Silver acknowledged the “wall of infamy” surrounding recent critical events that were not properly predicted, from the housing bubble and economic collapse in 2008 to the 9/11 terrorist attacks to the unexpectedly massive damage caused by the Fukushima earthquake and tsunami.
+ Also on Network World: Is Trump's unexpected victory a failure for big data? Not really +
He also noted high-profile false positives, including predictions of massive outbreaks of the bird flu and SARS, neither of which came to pass. Using skepticism of the computer revolution of the 1980s, Silver noted that it often takes longer than expected for new technologies to prove their worth.
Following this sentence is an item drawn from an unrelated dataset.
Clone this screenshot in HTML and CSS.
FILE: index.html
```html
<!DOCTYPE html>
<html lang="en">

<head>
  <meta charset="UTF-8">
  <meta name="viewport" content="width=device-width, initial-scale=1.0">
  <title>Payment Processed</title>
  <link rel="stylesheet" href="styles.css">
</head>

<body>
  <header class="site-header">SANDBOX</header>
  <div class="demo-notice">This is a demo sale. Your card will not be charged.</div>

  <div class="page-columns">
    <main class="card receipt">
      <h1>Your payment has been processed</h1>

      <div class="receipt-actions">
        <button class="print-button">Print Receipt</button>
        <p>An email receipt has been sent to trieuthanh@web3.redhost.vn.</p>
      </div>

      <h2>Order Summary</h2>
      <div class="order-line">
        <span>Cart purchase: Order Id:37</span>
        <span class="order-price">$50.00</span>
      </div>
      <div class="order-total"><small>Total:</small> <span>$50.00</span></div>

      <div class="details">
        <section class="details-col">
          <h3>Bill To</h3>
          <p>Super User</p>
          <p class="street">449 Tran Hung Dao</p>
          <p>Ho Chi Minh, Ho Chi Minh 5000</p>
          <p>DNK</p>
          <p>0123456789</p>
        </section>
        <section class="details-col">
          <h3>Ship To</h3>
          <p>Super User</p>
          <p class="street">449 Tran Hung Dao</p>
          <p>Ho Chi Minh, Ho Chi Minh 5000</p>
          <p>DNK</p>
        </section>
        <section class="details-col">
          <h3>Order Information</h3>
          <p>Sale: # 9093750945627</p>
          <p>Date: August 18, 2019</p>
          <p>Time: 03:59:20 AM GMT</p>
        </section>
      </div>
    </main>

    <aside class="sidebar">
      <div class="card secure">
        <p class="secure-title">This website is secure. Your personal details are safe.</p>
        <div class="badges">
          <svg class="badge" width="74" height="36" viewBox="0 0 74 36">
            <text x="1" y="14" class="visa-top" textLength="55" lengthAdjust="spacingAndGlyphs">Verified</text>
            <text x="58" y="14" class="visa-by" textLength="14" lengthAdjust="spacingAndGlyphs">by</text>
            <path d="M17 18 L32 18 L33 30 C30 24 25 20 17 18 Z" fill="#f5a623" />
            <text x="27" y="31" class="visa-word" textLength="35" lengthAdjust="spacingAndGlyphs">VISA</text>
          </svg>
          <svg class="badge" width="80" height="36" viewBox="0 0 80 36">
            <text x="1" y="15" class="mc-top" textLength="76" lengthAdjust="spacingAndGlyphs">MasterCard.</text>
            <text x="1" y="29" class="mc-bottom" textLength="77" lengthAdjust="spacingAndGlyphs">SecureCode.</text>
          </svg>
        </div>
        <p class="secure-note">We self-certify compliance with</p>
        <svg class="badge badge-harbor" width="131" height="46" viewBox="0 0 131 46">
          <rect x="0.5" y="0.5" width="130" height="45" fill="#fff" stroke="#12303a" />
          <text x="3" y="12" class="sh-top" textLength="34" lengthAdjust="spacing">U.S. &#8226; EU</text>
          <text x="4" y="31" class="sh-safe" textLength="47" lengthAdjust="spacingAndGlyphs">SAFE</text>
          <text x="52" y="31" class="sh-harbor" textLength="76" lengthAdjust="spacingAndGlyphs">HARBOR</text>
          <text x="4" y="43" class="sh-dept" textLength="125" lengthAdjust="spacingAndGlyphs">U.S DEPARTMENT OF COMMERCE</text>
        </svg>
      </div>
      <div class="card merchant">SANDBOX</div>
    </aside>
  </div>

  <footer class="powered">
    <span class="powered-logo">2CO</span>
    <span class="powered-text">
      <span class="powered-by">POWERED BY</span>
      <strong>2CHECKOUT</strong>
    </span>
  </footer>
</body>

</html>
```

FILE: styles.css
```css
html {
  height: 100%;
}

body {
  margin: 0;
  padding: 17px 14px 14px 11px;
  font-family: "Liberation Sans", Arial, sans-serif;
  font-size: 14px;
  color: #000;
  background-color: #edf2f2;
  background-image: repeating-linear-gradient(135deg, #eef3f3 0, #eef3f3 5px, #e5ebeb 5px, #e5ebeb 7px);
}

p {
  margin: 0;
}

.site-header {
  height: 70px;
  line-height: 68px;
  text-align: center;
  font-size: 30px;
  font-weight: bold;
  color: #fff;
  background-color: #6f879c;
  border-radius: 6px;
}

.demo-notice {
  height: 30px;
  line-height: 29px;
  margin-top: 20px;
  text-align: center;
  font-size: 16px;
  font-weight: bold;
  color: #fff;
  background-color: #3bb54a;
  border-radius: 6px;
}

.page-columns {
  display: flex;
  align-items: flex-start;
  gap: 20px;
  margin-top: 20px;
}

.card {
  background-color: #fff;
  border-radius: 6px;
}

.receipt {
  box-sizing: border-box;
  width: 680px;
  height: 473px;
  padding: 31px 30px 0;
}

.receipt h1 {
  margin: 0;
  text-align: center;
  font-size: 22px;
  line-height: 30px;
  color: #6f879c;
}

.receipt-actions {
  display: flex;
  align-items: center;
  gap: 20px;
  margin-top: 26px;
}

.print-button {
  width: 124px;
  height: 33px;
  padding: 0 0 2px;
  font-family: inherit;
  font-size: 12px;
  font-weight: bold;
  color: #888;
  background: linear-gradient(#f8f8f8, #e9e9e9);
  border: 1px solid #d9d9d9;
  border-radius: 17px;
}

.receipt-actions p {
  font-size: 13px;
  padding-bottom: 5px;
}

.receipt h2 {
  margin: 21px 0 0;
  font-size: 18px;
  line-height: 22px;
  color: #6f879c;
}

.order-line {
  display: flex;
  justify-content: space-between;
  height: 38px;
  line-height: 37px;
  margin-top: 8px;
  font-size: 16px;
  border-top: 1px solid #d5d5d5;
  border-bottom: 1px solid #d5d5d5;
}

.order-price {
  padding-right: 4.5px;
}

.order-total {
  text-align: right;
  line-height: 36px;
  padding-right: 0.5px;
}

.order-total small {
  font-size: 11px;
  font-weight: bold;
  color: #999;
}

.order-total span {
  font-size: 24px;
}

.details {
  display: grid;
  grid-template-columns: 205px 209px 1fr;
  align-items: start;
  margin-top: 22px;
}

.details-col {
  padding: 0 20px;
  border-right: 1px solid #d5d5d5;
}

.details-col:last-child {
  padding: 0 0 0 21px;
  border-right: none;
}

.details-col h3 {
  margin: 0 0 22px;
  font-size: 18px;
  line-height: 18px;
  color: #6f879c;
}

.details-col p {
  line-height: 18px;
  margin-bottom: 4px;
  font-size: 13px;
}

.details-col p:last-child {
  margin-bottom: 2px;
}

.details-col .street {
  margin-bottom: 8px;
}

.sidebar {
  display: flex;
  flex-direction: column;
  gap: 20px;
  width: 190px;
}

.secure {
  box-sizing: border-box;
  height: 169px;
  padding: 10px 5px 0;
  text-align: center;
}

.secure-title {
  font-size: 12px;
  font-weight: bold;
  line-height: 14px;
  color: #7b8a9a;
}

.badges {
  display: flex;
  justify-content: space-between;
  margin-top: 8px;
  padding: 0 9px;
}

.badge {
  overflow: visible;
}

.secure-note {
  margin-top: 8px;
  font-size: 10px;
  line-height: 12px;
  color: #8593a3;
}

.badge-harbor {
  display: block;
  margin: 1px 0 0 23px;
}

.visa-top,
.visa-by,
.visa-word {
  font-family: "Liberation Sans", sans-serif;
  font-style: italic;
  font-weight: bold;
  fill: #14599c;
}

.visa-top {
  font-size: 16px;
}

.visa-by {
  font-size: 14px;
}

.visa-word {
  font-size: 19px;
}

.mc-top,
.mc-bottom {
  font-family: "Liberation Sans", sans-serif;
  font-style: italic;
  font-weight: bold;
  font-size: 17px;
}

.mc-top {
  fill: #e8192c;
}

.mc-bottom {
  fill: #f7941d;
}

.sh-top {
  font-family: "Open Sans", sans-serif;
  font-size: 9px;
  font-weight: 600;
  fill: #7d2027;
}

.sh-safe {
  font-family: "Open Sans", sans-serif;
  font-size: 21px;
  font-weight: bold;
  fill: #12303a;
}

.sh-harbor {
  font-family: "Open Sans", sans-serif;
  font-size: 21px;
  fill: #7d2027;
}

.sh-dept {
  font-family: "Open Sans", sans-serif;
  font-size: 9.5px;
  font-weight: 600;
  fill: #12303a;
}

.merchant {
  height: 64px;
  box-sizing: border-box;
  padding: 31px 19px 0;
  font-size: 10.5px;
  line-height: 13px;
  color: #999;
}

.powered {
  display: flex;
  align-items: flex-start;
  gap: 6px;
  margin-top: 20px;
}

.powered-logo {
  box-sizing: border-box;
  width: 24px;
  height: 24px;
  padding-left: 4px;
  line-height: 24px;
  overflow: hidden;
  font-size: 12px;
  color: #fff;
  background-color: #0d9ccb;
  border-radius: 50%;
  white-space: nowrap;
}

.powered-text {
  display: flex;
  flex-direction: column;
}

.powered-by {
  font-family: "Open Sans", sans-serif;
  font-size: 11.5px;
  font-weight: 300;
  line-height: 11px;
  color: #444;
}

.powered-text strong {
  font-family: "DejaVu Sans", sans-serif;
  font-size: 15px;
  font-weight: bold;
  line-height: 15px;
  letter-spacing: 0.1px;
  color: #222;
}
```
Many people give up at that point, he said, “but the companies out in front tend to really benefit” when those technologies do finally come of age.
Common data analysis problems
To explain the difficulties involved in making real-world predictions, Silver shared three key problems that should resonate in many software shops:
Problem 1: The more data you have, the more room there is for interpretation
Sure, more data is a good thing, but it also makes the situation more complex. In the old days, Silver said, there were only three to four election polls a week; now there are dozens of polls and aggregators, and the polling process has become politically charged.
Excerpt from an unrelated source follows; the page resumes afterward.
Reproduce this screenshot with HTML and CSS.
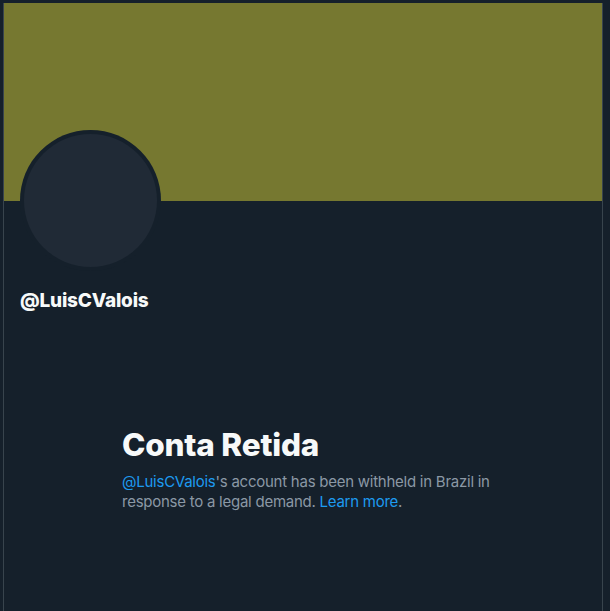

“We’re still at a very infantile place in interpreting polls,” Silver said.
Problem 2: The signal-to-noise ratio
Playing off the title of his book (The Signal and the Noise: Why So Many Predictions Fail—but Some Don't), Silver’s point was that as data sets get larger, they undergo an exponential increase in complexity. As anyone who attends a lot of meetings knows, for example, increasing the size of a meeting from five people to 10 people far more than doubles the possible complications and obstacles. That is, the noise grows faster than the signal.
The problem, Silver explained, is that larger data sets vastly increase the chance of false positives, of correlations without causation. “And betting on correlations when you’re not sure of the causation … that’s a very dangerous bet,” he said.
Problem 3: Feature or bug?
Too often, Silver said, the role of common sense and gut instinct in predictions is misunderstood. If you apply “common sense” at the wrong time, you risk overriding the value of the data and the model through observer bias and other factors. By applying human insight at the right moment, you can correct your model as needed while still extracting maximum value from the data.
Possible solutions for making better predictions
Silver also shared suggestions on how to make better predictions:
Suggestion 1: Think probabilistically
Predictors tend to understate uncertainty, Silver said, but predictions that convey uncertainty are usually better forecasts. It can be confusing to deal with probabilities of binary outcomes, for example, but Trump is no less president because the election was close.
He added that visual aids—such as storm track maps—can often help people perceive uncertainty more clearly. “A picture can do a lot of good,” he said.
Suggestion 2: Know where you’re coming from
It’s important to understand your biases, Silver said, but most people don’t. For instance, when male and female candidates with identical qualifications apply for a job, tests show that people who say they have no gender bias actually show more gender bias.
“Avoid group think,” Silver warned. “Diversity of perspectives can mitigate risk.”
The right kind of experience can help. Silver suggested that one reason FiveThirtyEight.com was “less wrong” about the election than its competitors is because his outfit has more hands-on experience in this arena than many others. Predictors with experience making predictions with money on the line, such as poker players or sports analysts—both of which Nate Silver has been—tend to do better than academics who haven’t learned the hard way that they need to challenge their assumptions.
Suggestion 3: Try, and err
Learning and refining your models is critical to improving your predictions, Silver said, but that works best in a data-rich environment. Weather forecasting has improved dramatically, he said, because meteorologists get a lot of practice: “If you have a bad model, you get it beat out of you pretty fast. Presidential election forecasters only get one trial every four years.”
The key, Silver concluded, is to never be satisfied with where you stood before. While it’s easy for your models to be overconfident, “real data is a reality check.”